Welcome to almost spring! With any luck the snow is finally melting and turning your backyard into a slushy mudpile you won’t want to walk in for a month. The birds are returning to peck holes into the side of your home, your friendly neighborhood bears are coming out of hibernation, and any Southerners reading this are understandably confused. (“Slushy? Did someone spill a snowcone somewhere?”) On a personal note, my wife and I are already pregnant with our third child – we skipped the second one since we’ve been told that second children are always challenging – and our 1-month old is already starting to demand things without any interest in giving us anything back in return. He’d better make me some really amazing pinchpots when he gets older, I’ll tell you that right now.
Anyway, I’ve always felt that March is the month where we finally and fully realize that we actually have to work hard again. The end-of-year rush is well behind us, taxes are approaching, and eventually somebody is going to soon remind you that you do have sales goals you’re obligated to at least try and meet. Besides, you’re going to need a little extra cash to bail your kids out of whatever debauchery they get caught up in during Spring Break. (My brother once got stitched up for $8 by a street doctor in Jamaica after one of his Spring Break misadventures. True story, and hilarious.)
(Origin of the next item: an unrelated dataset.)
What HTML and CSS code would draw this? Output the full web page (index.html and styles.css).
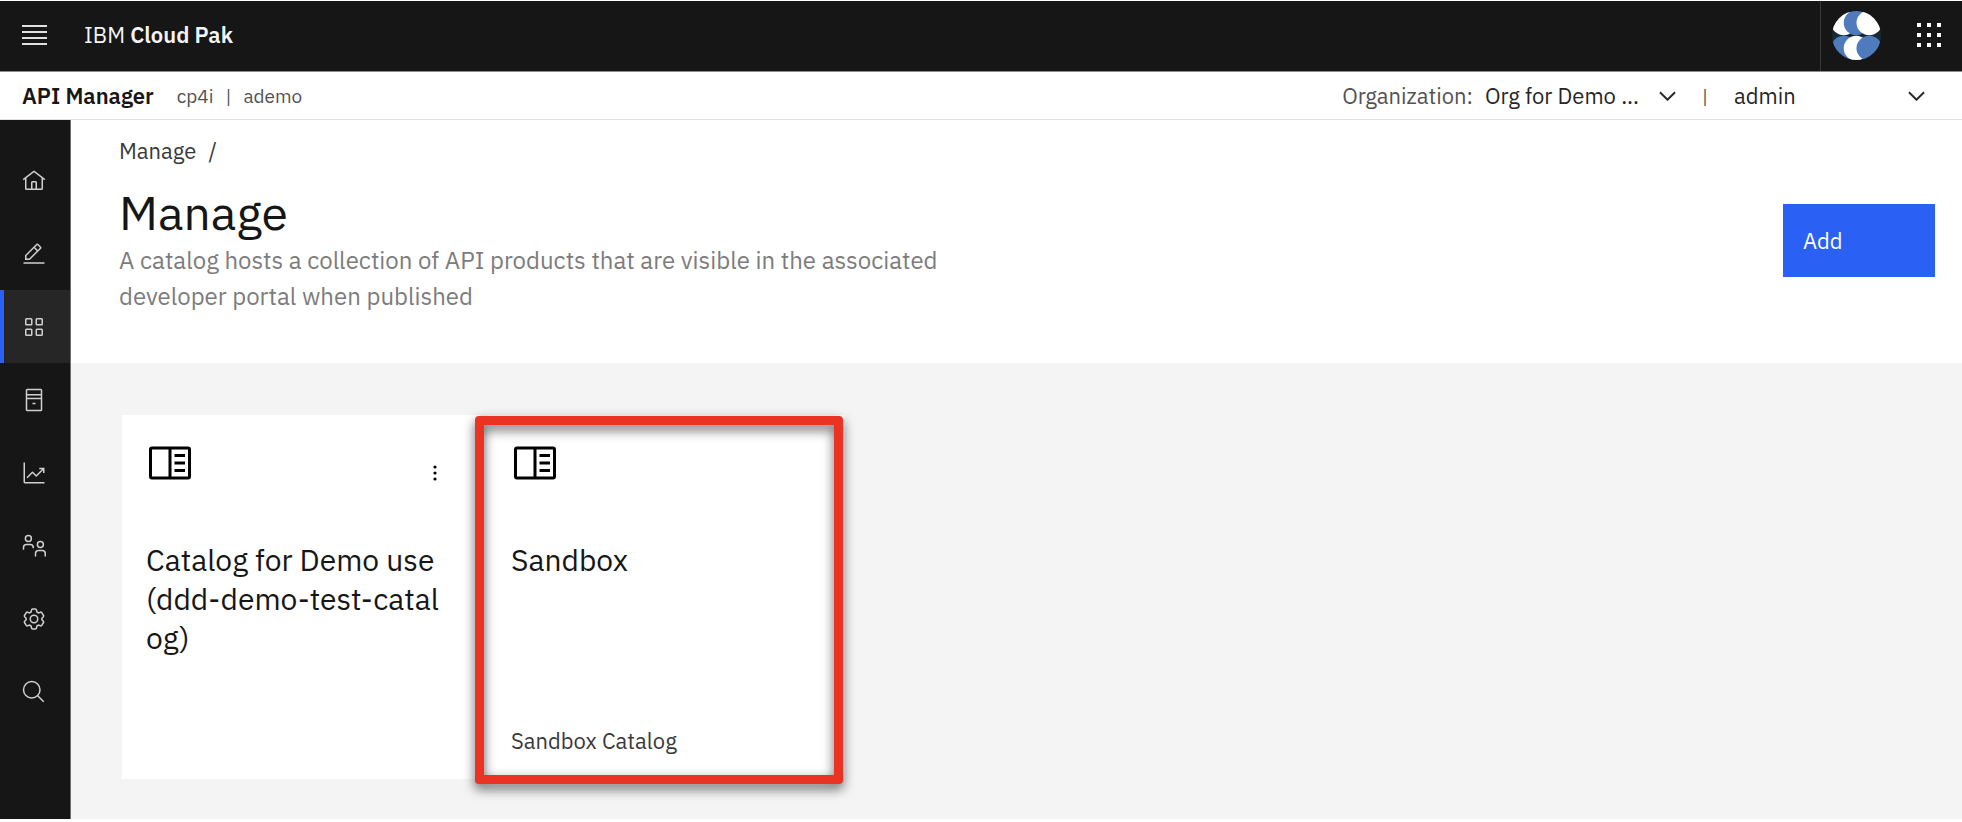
FILE: index.html
```html
<!DOCTYPE html>
<html lang="en">
<head>
<meta charset="utf-8">
<meta name="viewport" content="width=device-width, initial-scale=1">
<title>API Manager - Manage</title>
<link rel="stylesheet" href="styles.css">
</head>
<body>
<svg class="defs" aria-hidden="true">
  <symbol id="book" viewBox="0 0 32 32">
    <path d="M19 10h7v2h-7zM19 15h7v2h-7zM19 20h7v2h-7z"/>
    <path d="M28 5H4a2 2 0 0 0-2 2v18a2 2 0 0 0 2 2h24a2 2 0 0 0 2-2V7a2 2 0 0 0-2-2zM4 7h11v18H4zm13 18V7h11v18z"/>
  </symbol>
</svg>
<div class="shell">
  <header class="topbar">
    <button class="icon-button" type="button" aria-label="Open menu">
      <svg class="menu-icon" viewBox="0 0 25 20"><path d="M0 1h25M0 7h25M0 13h25M0 19h25"/></svg>
    </button>
    <a class="brand" href="#">IBM <strong>Cloud Pak</strong></a>
    <div class="topbar-actions">
      <button class="icon-button" type="button" aria-label="Account">
        <svg class="avatar" viewBox="155 30 146 146">
          <clipPath id="disc"><circle cx="228" cy="103" r="73"/></clipPath>
          <g clip-path="url(#disc)">
            <rect x="155" y="30" width="146" height="146" fill="#172a33"/>
            <ellipse cx="190" cy="65" rx="38" ry="37" fill="#fff"/>
            <ellipse cx="227" cy="65" rx="37" ry="37" fill="#4f7abc"/>
            <ellipse cx="266" cy="65" rx="38" ry="37" fill="#fff"/>
            <ellipse cx="190" cy="141" rx="38" ry="37" fill="#4f7abc"/>
            <ellipse cx="227" cy="141" rx="37" ry="37" fill="#fff"/>
            <ellipse cx="266" cy="141" rx="38" ry="37" fill="#4f7abc"/>
          </g>
        </svg>
      </button>
      <button class="icon-button" type="button" aria-label="App switcher">
        <svg class="switcher-icon" viewBox="0 0 24 24"><path d="M0 0h4v4H0zM10 0h4v4h-4zM20 0h4v4h-4zM0 10h4v4H0zM10 10h4v4h-4zM20 10h4v4h-4zM0 20h4v4H0zM10 20h4v4h-4zM20 20h4v4h-4z"/></svg>
      </button>
    </div>
  </header>

  <div class="subbar">
    <strong class="product">API Manager</strong>
    <span class="instance">cp4i</span>
    <span class="instance-divider">|</span>
    <span class="instance">ademo</span>
    <div class="context">
      <label class="context-label" for="org">Organization:</label>
      <span class="picker">
        <select id="org"><option>Org for Demo ...</option></select>
        <svg class="chevron" viewBox="0 0 18 10"><path d="M1 1l8 8 8-8"/></svg>
      </span>
      <span class="context-divider">|</span>
      <span class="picker">
        <select aria-label="User"><option>admin</option></select>
        <svg class="chevron" viewBox="0 0 18 10"><path d="M1 1l8 8 8-8"/></svg>
      </span>
    </div>
  </div>

  <div class="body">
    <nav class="sidebar" aria-label="Main">
      <a class="nav-item" href="#" aria-label="Home"><svg viewBox="0 0 32 32"><path d="M16.6 2.2a1 1 0 0 0-1.2 0L1 13.4 2.2 15 4 13.6V26a2 2 0 0 0 2 2h20a2 2 0 0 0 2-2V13.6l1.8 1.4 1.2-1.6zM18 26h-4v-8h4zm2 0v-8a2 2 0 0 0-2-2h-4a2 2 0 0 0-2 2v8H6V12l10-7.7L26 12v14z"/></svg></a>
      <a class="nav-item" href="#" aria-label="Develop"><svg viewBox="0 0 32 32"><path d="M2 27h28v2H2zM25.4 9c.8-.8.8-2 0-2.8l-3.6-3.6c-.8-.8-2-.8-2.8 0l-15 15V24h6.4zM20.4 4L24 7.6l-3 3L17.4 7zM6 22v-3.6l10-10 3.6 3.6-10 10z"/></svg></a>
      <a class="nav-item nav-item-active" href="#" aria-label="Manage" aria-current="page"><svg viewBox="0 0 32 32"><path d="M12 4H6a2 2 0 0 0-2 2v6a2 2 0 0 0 2 2h6a2 2 0 0 0 2-2V6a2 2 0 0 0-2-2zm0 8H6V6h6zM26 4h-6a2 2 0 0 0-2 2v6a2 2 0 0 0 2 2h6a2 2 0 0 0 2-2V6a2 2 0 0 0-2-2zm0 8h-6V6h6zM12 18H6a2 2 0 0 0-2 2v6a2 2 0 0 0 2 2h6a2 2 0 0 0 2-2v-6a2 2 0 0 0-2-2zm0 8H6v-6h6zM26 18h-6a2 2 0 0 0-2 2v6a2 2 0 0 0 2 2h6a2 2 0 0 0 2-2v-6a2 2 0 0 0-2-2zm0 8h-6v-6h6z"/></svg></a>
      <a class="nav-item" href="#" aria-label="Resources"><svg class="line" viewBox="0 0 32 32"><rect x="6" y="2" width="20" height="28" rx="1"/><path d="M6 9h20M6 14h20M14 20.5h4"/></svg></a>
      <a class="nav-item" href="#" aria-label="Analytics"><svg viewBox="0 0 32 32"><path d="M4 2H2v26a2 2 0 0 0 2 2h26v-2H4zM30 9h-7v2h3.6L19 18.6l-4.3-4.3a1 1 0 0 0-1.4 0L6 21.6 7.4 23l6.6-6.6 4.3 4.3a1 1 0 0 0 1.4 0L28 12.4V16h2z"/></svg></a>
      <a class="nav-item" href="#" aria-label="Members"><svg class="line" viewBox="0 0 32 32"><circle cx="8.5" cy="6" r="4"/><path d="M2 21v-3a4 4 0 0 1 4-4h5a4 4 0 0 1 4 4v1"/><circle cx="24.5" cy="14" r="4"/><path d="M18 30v-4a4 4 0 0 1 4-4h5a4 4 0 0 1 4 4v4"/></svg></a>
      <a class="nav-item" href="#" aria-label="Settings"><svg class="line" viewBox="0 0 32 32"><circle cx="16" cy="16" r="5"/><path d="M26.5 17v-2l2-2a1.5 1.5 0 0 0 .2-1.7L26.3 7.5a1.5 1.5 0 0 0-1.7-.6l-2.7.9-2-1.2-.6-2.6a1.5 1.5 0 0 0-1.4-1.2h-3.8a1.5 1.5 0 0 0-1.4 1.2l-.6 2.6-2 1.2-2.700-.9a1.5 1.5 0 0 0-1.7.6l-2.4 3.8a1.5 1.5 0 0 0 .2 1.7l2 2v2l-2 2a1.5 1.5 0 0 0-.2 1.7l2.4 3.8a1.5 1.5 0 0 0 1.7.6l2.7-.9 2 1.2.6 2.600a1.5 1.5 0 0 0 1.4 1.2h3.8a1.5 1.5 0 0 0 1.4-1.2l.6-2.600 2-1.2 2.7.9a1.5 1.5 0 0 0 1.7-.6l2.4-3.8a1.5 1.5 0 0 0-.2-1.7z"/></svg></a>
      <a class="nav-item" href="#" aria-label="Search"><svg class="line" viewBox="0 0 32 32"><circle cx="13" cy="13" r="11"/><path d="M21 21l8 8"/></svg></a>
    </nav>

    <main class="main">
      <section class="hero">
        <div class="hero-text">
          <nav class="breadcrumb" aria-label="Breadcrumb"><a href="#">Manage</a><span>/</span></nav>
          <h1 class="title">Manage</h1>
          <p class="description">A catalog hosts a collection of API products that are visible in the associated developer portal when published</p>
        </div>
        <button class="add-button" type="button">Add</button>
      </section>

      <section class="catalogs">
        <article class="card">
          <div class="card-head">
            <svg class="card-icon" aria-hidden="true"><use href="#book"/></svg>
            <button class="icon-button card-menu" type="button" aria-label="Catalog options">
              <svg class="kebab" viewBox="0 0 4 16"><circle cx="2" cy="2" r="1.6"/><circle cx="2" cy="8" r="1.6"/><circle cx="2" cy="14" r="1.6"/></svg>
            </button>
          </div>
          <h2 class="card-title"><span>Catalog for Demo use</span> <span class="card-id">(ddd-demo-test-catalog)</span></h2>
        </article>
        <article class="card card-marked">
          <div class="card-head">
            <svg class="card-icon" aria-hidden="true"><use href="#book"/></svg>
          </div>
          <h2 class="card-title">Sandbox</h2>
          <p class="card-summary">Sandbox Catalog</p>
        </article>
      </section>
    </main>
  </div>
</div>
</body>
</html>
```

FILE: styles.css
```css
* {
  box-sizing: border-box;
}

body {
  margin: 0;
  background: #fff;
  color: #161616;
  font-family: "IBM Plex Sans", "Noto Sans", sans-serif;
  font-size: 22px;
  line-height: 28px;
}

h1,
h2,
p {
  margin: 0;
  font-weight: 400;
}

a {
  color: inherit;
  text-decoration: none;
}

button,
select {
  margin: 0;
  border: 0;
  background: none;
  color: inherit;
  font: inherit;
  cursor: pointer;
}

svg {
  display: block;
}

.defs {
  display: none;
}

.icon-button {
  display: flex;
  padding: 0;
}

.shell {
  display: flex;
  flex-direction: column;
  min-height: 100vh;
  padding: 1px 0 3px;
}

/* Top bar */

.topbar {
  display: flex;
  align-items: center;
  height: 71px;
  padding: 0 0 2px 22px;
  border-bottom: 1px solid #8d8d8d;
  background: #161616;
  color: #f4f4f4;
}

.menu-icon {
  width: 25px;
  height: 20px;
  stroke: #e0e0e0;
  stroke-width: 2;
}

.brand {
  margin-left: 37px;
}

.brand strong,
.product {
  font-weight: 600;
}

.topbar-actions {
  display: flex;
  align-items: center;
  align-self: stretch;
  gap: 36px;
  margin: 0 0 -2px auto;
  padding: 0 21px 2px 11px;
  border-left: 1px solid #393939;
}

.avatar {
  width: 49px;
  height: 49px;
}

.switcher-icon {
  width: 24px;
  height: 24px;
  fill: #fff;
}

/* Product bar */

.subbar {
  display: flex;
  align-items: center;
  height: 48px;
  padding: 0 37px 0 22px;
  border-bottom: 1px solid #e0e0e0;
}

.product {
  margin-right: 23px;
}

.instance,
.instance-divider {
  color: #525252;
  font-size: 19px;
}

.instance-divider {
  margin: 0 12px;
}

.context {
  display: flex;
  align-items: center;
  margin-left: auto;
}

.context-label {
  margin-right: 12px;
  color: #525252;
}

.picker {
  display: grid;
  align-items: center;
  width: 191px;
}

.picker > * {
  grid-area: 1 / 1;
}

.picker select {
  width: 100%;
  padding: 0;
  appearance: none;
  color: #262626;
}

.chevron {
  justify-self: end;
  width: 17px;
  height: 10px;
  fill: none;
  stroke: #262626;
  stroke-width: 2;
  pointer-events: none;
}

.context-divider {
  width: 58px;
  color: #525252;
  font-size: 19px;
  text-align: center;
}

/* Side navigation */

.body {
  display: flex;
  flex: 1;
}

.sidebar {
  flex: none;
  width: 71px;
  padding-top: 24px;
  border-right: 1px solid #6f6f6f;
  background: #161616;
}

.nav-item {
  display: flex;
  align-items: center;
  height: 73px;
  padding-left: 18px;
  border-left: 4px solid transparent;
}

.nav-item-active {
  border-left-color: #2a60f5;
  background: #262626;
}

.nav-item svg {
  width: 24px;
  height: 24px;
  fill: #d0d0d0;
}

.nav-item .line {
  fill: none;
  stroke: #d0d0d0;
  stroke-width: 2;
}

/* Page */

.main {
  display: flex;
  flex: 1;
  flex-direction: column;
  min-width: 0;
  background: #f4f4f4;
}

.hero {
  display: flex;
  align-items: flex-start;
  justify-content: space-between;
  gap: 32px;
  padding: 17px 27px 49px 48px;
  background: #fff;
}

.hero-text {
  max-width: 860px;
}

.breadcrumb {
  display: flex;
  gap: 12px;
  color: #393939;
}

.title {
  margin-top: 19px;
  font-size: 48px;
  line-height: 56px;
}

.description {
  margin-top: 2px;
  color: #7c7c7c;
  font-size: 24px;
  line-height: 36px;
}

.add-button {
  flex: none;
  width: 152px;
  height: 73px;
  margin-top: 67px;
  padding: 0 20px;
  background: #2b60f5;
  color: #fff;
  text-align: left;
}

.catalogs {
  display: grid;
  grid-template-columns: repeat(auto-fill, 358px);
  gap: 7px;
  padding: 52px 51px 40px;
}

.card {
  position: relative;
  display: flex;
  flex-direction: column;
  min-height: 364px;
  padding: 24px;
  background: #fff;
}

.card-head {
  display: flex;
  align-items: center;
  justify-content: space-between;
}

.card-icon {
  width: 48px;
  height: 48px;
}

.card-menu {
  justify-content: center;
  width: 42px;
  padding-top: 20px;
}

.kebab {
  width: 4px;
  height: 16px;
}

.card-title {
  margin-top: 53px;
  padding-right: 10px;
  font-size: 30px;
  line-height: 39px;
}

.card-id {
  display: block;
  word-break: break-all;
}

.card-summary {
  margin-top: auto;
  color: #393939;
}

/* Callout frame drawn over the card */
.card-marked::after {
  content: "";
  position: absolute;
  inset: 1px 2px -5px -12px;
  border: 9px solid #eb3323;
  border-radius: 4px;
  filter: drop-shadow(0 5px 6px rgba(0, 0, 0, 0.6));
  pointer-events: none;
}
```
So in an effort to help you and your business earn an extra $8 you might not have earned otherwise, here are a few creative ways to grow that don’t involve raising prices or magically finding more customers for your products.
Team Up With A Non-Competing Business
I went to college with the niece of Dave or Buster (I can never remember which) of the eponymous Dave & Buster’s, a restaurant/arcade/bowling/dining/entertainment chain that in 2016 earned around $1 billion in revenue. That’s a lot of tokens, and it all started when the owner of a pizza parlor (Buster) and the owner of a video arcade (Dave) noticed that a lot of their customers were the same. They joined forces, and now they are doing just freaking fine. So consider analyzing the other businesses in your market, or even the role your current vendors could play in an expansion. There’s no reason for you to build the entire wheel yourself if someone else is already halfway there.
Compete on a Different Aspect of Business
I recently hired probably the best contractor I’ve ever hired for some renovation work on my house. Over the years I’ve hired a couple dozen, and I used to be a carpenter myself, so I can appreciate how the process works. They almost always compete on price – whoever submits the lowest bid is going to get the work. That’s a fine way to do things, but it means that the only way to grow is to continually get more and more work. In this case, however, my contractor showed up on time every day and explained what he was going to do, what he was doing while he was doing it, and what he had done once he had finished. That is not normal in my experience; in fact, just showing up on time on a regular basis put him well ahead of more than half the people I’ve hired in the past. I told him that if he chose to compete on service (timeliness, excellent communication, easily adaptable to changes in plans, etc.) rather than solely on price, he would probably be able to charge a higher hourly rate that many people would be happy to pay in order to not wonder if their contractor was ever going to show up in the morning. So think about how you’re marketing yourself, and whether or not there’s another way you can distinguish yourself from your competition.
Figure Out What Else You Can Do With Your Experience
Delta began as a company that purchased airplanes and then loaded them with pesticides for crop control in rural Georgia. For eight years that’s all they did. Then someone realized their planes could just as easily carry people as they could carry chemicals, and now Delta is ginormous. If you’ve been in business for a while, then there’s a good chance you’ve slowly gained some skills that could finally be monetized. This is one I can speak to from personal experience, as we’ve recently started offering web and video marketing services to a surprising number of eager customers. We’ve been marketing ourselves for so long that it turns out we’ve accidentally learned how to help others market themselves as well. And I’d bet anything that you have some untapped earning potential sitting right there in front of you, buried inside the things you’ve been doing for years.
Hope that helps make this March the best and slushiest ever. And if you have some really amazing pinchpots lying around that you don’t want anymore, please consider sending them to me. I want my son to know the kind of quality I’m soon going to expect out of him. Seriously, he’s been freeloading for long enough now.
Pregnant again!?! Well, that little freeloader didn’t detour you too much. Congratulations! I always enjoy reading what you have to post.